In Texas, where doctors face up to 99 years of prison if convicted of performing an illegal abortion, medical and legal experts say the law is complicating decision-making around emergency pregnancy care.
Although the state law says termination of ectopic pregnancies is not considered abortion, the draconian penalties scare Texas doctors from treating those patients,
I think they would rather avoid an immediate conflict with their own managers and the more zealous members of the community than to take any amount of personal risk to their careers. And, as a result, they are leaving an uncountable number of people to suffer and die, because they no longer have any confidence in the American medical system.
The costs associated with not making the choice rack up every time good people refuse to act.
If we’re serious about delivering care to every woman that needs it, we can expand Medicaid to cover everyone without insurance and have the DOJ step in to provide legal aid to any doctor caught in the legal crossfire.
This isn’t just a problem of doctors. Its a political problem as well. But the doctors are the people on the front lines. If they are too terrified to even make the attempt to deliver services to people in need, no woman is safe and the volume of untreated patients will continue to balloon.
So much so that its practically a joke.
But the solution to the trolley problem is to stop the trolley, not to console yourself by driving down a track where you can’t see as many people.
You’re agreeing that this is a political problem, but you’re still putting the impetus and responsibility on the physician in that situation. If we’re using the trolley problem as an example, the person holding the switch to choose between the 5 people in harm’s way, or actively switching it to one person who currently isn’t in harm’s way…the switch just changes the track direction.
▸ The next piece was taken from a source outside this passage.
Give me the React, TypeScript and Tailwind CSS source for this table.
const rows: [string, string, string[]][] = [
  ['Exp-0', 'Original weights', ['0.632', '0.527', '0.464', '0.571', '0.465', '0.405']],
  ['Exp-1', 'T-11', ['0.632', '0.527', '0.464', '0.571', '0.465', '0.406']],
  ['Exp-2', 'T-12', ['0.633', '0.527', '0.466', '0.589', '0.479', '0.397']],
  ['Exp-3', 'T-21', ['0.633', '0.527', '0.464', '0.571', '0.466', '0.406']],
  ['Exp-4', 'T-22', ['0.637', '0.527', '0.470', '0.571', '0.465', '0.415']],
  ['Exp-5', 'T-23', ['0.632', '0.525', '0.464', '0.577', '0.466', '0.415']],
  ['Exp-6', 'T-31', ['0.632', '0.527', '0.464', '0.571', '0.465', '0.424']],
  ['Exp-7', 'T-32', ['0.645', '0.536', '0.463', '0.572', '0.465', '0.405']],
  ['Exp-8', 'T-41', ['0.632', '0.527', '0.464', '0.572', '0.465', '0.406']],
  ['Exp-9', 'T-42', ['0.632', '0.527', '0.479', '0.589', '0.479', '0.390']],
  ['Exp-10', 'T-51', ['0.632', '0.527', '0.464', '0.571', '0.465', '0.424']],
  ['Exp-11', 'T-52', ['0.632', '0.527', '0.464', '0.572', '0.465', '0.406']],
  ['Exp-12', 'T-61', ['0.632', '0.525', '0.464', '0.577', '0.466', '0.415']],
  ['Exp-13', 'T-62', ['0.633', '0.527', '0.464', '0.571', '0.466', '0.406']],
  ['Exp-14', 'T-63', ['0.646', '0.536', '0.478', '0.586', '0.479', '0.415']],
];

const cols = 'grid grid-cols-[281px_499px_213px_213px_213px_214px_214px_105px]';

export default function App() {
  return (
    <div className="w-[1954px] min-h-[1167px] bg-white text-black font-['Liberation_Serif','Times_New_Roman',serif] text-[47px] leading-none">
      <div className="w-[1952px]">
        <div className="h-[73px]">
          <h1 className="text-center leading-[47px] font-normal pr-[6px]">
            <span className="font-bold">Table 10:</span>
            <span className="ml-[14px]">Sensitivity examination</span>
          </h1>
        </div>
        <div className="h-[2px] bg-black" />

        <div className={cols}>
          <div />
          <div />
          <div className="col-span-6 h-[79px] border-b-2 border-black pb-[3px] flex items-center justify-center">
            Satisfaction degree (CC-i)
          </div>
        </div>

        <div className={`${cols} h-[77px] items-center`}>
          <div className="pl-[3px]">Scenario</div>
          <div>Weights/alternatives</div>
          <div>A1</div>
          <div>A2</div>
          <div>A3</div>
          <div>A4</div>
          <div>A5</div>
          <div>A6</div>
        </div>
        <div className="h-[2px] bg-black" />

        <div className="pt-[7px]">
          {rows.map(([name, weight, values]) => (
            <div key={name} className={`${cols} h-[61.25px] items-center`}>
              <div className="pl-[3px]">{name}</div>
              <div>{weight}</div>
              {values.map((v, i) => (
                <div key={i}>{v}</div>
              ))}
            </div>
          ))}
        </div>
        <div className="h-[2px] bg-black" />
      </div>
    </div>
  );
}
That person doesn’t have access to brakes, or a “derail” option. The physician in that situation has to choose between actively leaving one person in harm’s way, or allowing many people to suffer down the line.
Personally, I don’t have kids, I’m not going to have kids, and it’s just me and my husband. I don’t have a whole family of lives to ruin by getting into legal trouble by running afoul of this, but I don’t blame the physicians who do have a lot to lose. Also, I know enough about the legal system and how medical documentation and coding work to make it tough for the hypothetical prosecutor to pin things on me. Hell, I’m still a student and I’m thinking up ways to play this horrible game they’ve set up, and I think some of my solutions will be pretty clever if I ever have to use them. I will not be sharing any of those ideas, but I have quite a few of them.
The physician who engages with these laws becomes a political actor. Medical centers don’t have a political commissar sitting around enforcing the party line, they’ve got civilian staff and administration. The choice they make in enacting or ignoring these laws is a political one.
The physician makes the choice of who to save in the moment, and then private administrators, local law enforcement, and courts decide how many people suffer down the line.
More power to you. But whatever you do (or refuse to do) is as political a decision as anything your bosses and local government enact above you.